Gather every line holding the string "styles".

_ _ _

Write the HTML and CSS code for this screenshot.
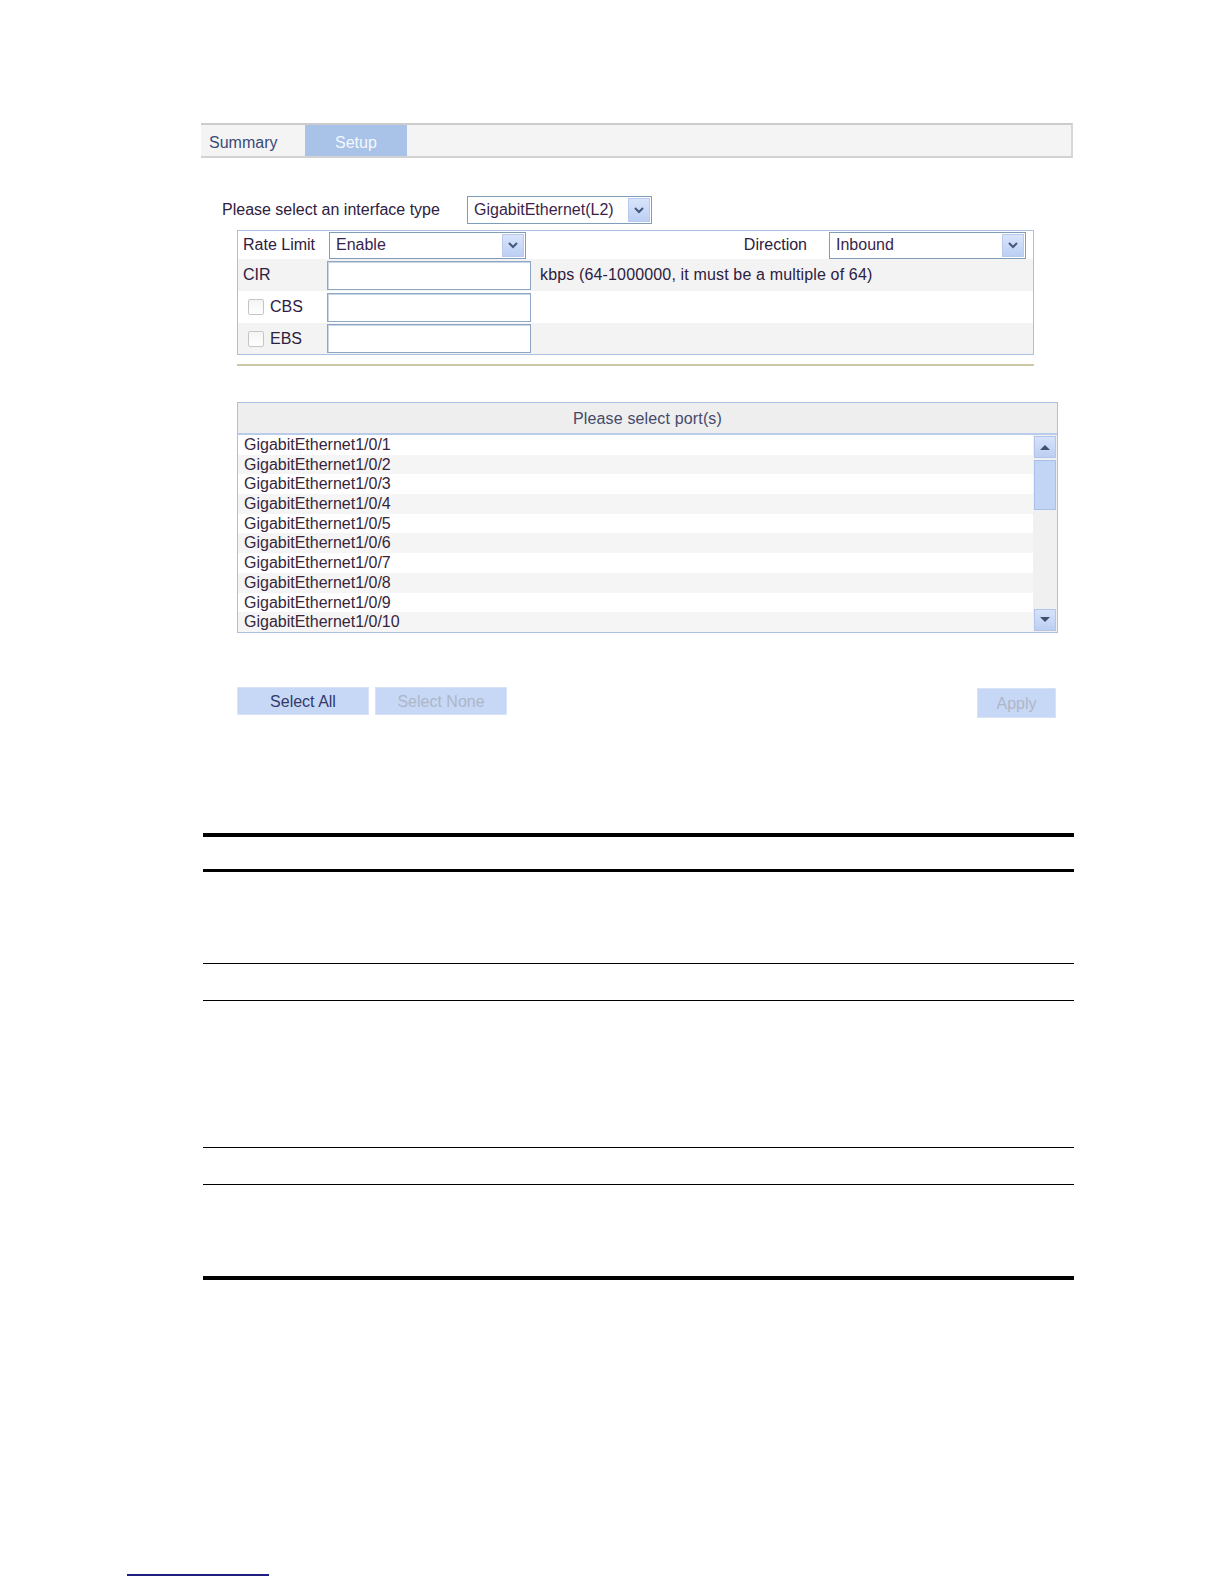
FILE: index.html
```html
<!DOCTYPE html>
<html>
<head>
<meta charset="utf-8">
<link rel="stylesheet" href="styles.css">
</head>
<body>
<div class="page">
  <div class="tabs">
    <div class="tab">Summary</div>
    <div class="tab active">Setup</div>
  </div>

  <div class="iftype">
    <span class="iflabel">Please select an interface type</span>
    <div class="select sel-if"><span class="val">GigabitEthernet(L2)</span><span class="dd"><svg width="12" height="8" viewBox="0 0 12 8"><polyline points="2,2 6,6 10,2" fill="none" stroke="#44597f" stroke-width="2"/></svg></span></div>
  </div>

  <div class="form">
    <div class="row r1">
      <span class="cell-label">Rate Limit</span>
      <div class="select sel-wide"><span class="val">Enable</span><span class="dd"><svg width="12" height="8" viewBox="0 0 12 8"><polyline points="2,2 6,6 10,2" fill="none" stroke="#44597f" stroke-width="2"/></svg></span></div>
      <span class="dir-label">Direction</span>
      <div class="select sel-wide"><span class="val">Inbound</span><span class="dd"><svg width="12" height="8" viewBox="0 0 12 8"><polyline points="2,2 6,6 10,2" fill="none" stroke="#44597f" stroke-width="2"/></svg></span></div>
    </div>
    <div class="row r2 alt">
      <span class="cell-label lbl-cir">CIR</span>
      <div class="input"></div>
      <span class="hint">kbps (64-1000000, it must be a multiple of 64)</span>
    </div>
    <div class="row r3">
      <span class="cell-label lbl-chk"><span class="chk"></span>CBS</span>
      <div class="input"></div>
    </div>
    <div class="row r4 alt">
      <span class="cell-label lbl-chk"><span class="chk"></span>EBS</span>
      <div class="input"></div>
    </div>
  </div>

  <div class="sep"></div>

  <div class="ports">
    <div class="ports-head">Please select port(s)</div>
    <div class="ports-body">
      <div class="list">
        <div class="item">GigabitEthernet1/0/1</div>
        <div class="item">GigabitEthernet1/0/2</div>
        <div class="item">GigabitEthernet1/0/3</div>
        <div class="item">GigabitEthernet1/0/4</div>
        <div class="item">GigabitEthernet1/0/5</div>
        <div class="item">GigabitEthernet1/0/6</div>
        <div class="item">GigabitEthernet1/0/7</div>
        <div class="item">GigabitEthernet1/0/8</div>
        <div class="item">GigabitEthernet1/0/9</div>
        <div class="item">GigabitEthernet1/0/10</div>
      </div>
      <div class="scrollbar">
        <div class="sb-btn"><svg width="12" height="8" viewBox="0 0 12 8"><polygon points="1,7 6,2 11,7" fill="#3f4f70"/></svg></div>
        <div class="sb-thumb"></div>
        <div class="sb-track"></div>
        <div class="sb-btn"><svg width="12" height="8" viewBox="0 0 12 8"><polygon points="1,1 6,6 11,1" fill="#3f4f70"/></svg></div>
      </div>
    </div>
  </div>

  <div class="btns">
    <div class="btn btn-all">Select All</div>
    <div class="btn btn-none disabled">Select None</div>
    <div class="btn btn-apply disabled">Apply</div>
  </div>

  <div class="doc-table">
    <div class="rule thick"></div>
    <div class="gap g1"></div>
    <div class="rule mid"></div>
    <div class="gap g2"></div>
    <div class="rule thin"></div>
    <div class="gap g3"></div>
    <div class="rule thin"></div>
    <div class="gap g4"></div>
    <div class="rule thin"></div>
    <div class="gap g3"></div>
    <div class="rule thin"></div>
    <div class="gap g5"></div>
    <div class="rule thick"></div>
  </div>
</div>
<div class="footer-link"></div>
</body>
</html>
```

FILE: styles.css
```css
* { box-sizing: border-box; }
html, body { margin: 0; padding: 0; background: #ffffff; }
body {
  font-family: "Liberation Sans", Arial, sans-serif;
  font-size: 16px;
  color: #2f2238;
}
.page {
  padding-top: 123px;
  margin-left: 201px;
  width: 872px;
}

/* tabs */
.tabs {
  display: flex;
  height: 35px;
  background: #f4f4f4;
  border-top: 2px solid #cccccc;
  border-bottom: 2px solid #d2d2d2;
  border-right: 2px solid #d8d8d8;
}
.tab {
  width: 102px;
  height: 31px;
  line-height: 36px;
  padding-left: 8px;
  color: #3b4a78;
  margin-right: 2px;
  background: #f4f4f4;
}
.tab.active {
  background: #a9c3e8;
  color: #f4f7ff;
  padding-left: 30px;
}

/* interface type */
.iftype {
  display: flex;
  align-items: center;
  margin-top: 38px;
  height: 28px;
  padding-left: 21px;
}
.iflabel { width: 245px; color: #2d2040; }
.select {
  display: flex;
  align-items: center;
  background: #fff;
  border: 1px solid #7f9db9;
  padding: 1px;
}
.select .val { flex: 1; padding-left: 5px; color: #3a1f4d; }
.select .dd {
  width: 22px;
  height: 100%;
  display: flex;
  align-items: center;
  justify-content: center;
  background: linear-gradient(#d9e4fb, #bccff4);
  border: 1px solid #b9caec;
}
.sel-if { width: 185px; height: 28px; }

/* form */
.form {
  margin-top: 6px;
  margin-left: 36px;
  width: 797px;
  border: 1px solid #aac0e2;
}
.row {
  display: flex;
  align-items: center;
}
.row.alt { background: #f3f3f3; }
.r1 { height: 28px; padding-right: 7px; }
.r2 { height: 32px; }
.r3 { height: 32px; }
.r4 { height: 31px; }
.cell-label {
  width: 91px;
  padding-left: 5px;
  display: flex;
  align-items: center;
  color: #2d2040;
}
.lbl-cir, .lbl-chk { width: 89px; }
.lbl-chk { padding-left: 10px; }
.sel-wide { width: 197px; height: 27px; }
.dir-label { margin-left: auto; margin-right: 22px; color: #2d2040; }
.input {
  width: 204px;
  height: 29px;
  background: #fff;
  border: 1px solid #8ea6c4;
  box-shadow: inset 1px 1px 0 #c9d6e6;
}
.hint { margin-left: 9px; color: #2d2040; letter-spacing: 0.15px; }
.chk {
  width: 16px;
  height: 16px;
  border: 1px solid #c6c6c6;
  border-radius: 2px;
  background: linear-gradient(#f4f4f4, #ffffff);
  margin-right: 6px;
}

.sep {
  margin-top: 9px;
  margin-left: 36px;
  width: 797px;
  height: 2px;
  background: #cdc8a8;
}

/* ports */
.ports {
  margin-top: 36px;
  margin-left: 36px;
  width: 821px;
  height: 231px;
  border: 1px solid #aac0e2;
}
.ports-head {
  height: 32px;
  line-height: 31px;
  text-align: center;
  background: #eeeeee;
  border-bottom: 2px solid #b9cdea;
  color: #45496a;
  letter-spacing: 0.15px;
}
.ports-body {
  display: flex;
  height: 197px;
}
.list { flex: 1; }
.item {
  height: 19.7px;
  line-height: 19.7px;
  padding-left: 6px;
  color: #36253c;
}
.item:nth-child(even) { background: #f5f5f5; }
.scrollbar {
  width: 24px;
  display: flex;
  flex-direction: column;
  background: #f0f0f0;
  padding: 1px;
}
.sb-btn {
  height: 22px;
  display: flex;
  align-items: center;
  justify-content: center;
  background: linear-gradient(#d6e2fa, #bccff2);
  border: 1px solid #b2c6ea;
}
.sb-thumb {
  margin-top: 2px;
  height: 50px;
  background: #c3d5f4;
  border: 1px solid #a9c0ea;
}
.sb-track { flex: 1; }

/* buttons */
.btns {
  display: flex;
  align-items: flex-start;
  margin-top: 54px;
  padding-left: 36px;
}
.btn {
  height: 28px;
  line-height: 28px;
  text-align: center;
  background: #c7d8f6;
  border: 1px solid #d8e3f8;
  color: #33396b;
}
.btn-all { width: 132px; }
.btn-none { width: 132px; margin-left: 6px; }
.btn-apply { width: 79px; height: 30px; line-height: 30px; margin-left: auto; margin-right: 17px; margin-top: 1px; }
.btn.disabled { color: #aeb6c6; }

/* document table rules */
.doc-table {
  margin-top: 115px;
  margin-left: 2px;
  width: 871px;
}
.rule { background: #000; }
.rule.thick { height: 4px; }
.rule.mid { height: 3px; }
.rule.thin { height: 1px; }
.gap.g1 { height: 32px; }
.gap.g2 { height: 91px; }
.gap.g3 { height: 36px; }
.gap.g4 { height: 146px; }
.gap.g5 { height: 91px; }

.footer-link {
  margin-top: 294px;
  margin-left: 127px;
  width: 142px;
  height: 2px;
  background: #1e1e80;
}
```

_ _ _

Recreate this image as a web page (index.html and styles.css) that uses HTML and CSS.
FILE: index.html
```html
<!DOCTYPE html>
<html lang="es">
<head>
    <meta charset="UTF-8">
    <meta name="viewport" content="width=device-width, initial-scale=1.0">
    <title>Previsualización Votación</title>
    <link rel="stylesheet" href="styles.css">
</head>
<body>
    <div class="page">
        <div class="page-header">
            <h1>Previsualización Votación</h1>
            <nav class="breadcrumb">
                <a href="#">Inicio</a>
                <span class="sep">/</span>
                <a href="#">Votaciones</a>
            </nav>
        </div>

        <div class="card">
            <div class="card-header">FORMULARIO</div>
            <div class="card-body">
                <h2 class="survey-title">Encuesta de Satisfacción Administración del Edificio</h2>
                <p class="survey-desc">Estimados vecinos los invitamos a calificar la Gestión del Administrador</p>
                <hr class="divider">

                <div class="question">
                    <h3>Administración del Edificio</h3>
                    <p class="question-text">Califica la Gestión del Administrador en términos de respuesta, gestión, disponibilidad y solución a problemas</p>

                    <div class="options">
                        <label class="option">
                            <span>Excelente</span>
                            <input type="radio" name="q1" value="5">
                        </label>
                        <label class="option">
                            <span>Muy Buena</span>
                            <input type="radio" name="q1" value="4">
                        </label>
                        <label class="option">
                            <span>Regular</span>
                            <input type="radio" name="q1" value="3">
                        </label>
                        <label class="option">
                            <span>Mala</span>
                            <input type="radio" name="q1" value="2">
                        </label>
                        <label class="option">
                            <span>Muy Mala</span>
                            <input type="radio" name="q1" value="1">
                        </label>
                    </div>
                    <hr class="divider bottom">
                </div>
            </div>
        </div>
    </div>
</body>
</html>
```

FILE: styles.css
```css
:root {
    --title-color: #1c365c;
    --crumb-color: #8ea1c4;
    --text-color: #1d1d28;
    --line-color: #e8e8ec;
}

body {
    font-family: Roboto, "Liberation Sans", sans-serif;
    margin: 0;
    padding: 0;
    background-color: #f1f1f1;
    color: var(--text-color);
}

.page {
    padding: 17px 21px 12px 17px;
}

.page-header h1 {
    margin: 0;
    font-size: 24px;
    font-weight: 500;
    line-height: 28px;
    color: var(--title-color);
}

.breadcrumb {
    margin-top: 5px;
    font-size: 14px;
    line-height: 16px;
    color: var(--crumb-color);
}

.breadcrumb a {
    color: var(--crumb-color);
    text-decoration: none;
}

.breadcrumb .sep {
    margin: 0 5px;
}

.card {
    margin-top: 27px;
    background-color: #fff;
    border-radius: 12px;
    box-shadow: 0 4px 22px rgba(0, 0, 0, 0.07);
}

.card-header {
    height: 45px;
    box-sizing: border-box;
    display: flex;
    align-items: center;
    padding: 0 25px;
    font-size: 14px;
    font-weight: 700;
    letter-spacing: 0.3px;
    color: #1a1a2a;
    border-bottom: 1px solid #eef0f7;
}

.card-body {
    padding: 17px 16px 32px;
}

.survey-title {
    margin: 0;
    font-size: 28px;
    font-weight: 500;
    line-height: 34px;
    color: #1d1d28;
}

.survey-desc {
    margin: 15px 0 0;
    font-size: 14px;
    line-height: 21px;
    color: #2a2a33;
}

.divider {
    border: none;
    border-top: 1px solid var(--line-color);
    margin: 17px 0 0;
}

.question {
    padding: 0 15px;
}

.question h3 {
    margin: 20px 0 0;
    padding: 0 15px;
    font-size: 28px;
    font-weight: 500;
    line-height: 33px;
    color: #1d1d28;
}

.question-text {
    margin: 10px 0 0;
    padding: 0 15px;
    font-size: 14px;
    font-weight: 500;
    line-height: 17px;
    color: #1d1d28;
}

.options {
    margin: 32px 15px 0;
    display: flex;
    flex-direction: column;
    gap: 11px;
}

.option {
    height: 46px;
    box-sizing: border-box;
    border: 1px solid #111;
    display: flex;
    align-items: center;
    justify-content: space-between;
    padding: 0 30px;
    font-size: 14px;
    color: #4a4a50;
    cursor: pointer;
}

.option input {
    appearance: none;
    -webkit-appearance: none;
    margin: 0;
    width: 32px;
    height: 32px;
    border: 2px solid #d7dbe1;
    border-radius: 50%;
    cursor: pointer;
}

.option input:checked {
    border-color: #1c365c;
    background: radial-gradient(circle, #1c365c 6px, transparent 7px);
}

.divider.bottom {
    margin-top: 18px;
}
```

_ _ _

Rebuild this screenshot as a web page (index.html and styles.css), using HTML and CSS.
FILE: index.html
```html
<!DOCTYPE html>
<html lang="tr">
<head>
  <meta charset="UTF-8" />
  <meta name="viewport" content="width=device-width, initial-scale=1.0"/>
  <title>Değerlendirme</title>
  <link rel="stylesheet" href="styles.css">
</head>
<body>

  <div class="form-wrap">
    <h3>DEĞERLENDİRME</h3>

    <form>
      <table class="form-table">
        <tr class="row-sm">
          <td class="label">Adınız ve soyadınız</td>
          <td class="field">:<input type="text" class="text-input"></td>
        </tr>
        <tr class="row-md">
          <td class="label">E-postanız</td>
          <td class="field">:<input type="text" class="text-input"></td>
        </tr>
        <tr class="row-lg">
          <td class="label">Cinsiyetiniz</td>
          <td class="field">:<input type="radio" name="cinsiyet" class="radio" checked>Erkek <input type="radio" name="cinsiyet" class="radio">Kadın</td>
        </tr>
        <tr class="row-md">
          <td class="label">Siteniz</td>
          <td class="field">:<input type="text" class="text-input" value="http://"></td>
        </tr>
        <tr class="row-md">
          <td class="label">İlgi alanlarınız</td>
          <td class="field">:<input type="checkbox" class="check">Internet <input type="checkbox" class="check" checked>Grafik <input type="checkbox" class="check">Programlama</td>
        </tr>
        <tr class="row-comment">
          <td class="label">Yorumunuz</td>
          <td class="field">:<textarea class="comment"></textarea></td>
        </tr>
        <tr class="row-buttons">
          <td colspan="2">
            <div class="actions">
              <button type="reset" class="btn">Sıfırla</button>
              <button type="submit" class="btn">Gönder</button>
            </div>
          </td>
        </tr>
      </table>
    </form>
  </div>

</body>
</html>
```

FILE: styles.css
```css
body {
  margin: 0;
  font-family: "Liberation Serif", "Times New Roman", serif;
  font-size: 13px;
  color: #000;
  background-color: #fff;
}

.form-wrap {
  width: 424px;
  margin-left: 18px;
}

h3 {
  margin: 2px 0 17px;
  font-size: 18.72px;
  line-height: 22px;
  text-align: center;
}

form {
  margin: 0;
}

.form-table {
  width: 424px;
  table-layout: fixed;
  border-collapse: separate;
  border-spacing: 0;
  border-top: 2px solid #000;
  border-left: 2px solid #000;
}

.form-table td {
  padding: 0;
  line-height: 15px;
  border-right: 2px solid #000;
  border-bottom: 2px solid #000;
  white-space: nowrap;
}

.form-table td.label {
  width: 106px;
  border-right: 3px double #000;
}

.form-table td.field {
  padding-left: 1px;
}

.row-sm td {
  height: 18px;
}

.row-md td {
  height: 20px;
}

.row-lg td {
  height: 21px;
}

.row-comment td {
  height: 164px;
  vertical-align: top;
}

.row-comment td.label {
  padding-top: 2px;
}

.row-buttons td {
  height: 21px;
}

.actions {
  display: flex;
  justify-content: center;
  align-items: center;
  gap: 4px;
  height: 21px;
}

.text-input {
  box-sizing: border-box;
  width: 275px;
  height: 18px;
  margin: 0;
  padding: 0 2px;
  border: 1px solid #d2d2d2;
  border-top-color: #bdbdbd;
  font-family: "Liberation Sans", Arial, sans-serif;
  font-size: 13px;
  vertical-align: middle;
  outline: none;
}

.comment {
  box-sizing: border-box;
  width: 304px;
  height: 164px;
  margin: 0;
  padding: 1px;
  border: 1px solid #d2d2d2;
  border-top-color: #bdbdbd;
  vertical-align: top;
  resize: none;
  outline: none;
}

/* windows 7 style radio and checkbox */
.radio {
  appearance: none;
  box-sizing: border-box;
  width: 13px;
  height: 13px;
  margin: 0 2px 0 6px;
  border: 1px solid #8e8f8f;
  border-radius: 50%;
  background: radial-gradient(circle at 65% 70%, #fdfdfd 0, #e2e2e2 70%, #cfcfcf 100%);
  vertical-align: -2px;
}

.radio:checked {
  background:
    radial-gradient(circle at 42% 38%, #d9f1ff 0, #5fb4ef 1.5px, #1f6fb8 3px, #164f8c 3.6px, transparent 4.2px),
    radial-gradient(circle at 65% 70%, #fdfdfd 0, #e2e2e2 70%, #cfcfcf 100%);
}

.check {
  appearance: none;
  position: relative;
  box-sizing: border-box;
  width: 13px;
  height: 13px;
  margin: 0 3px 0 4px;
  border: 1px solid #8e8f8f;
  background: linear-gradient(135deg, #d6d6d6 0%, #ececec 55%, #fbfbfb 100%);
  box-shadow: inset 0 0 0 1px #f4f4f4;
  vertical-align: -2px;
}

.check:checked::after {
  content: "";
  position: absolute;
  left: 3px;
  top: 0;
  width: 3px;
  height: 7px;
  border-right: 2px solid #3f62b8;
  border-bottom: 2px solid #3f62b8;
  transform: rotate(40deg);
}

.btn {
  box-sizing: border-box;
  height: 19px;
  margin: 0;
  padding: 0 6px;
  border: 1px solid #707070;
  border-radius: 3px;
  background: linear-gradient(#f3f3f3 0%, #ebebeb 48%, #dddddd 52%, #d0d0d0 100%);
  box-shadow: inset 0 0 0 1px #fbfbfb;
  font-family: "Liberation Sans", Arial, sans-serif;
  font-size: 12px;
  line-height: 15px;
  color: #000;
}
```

_ _ _

ANSWER TO THE TASK
<link rel="stylesheet" href="styles.css">
FILE: styles.css
Recreate this image as a web page (index.html and styles.css) that uses HTML and CSS.
    <link rel="stylesheet" href="styles.css">
FILE: styles.css
Rebuild this screenshot as a web page (index.html and styles.css), using HTML and CSS.
  <link rel="stylesheet" href="styles.css">
FILE: styles.css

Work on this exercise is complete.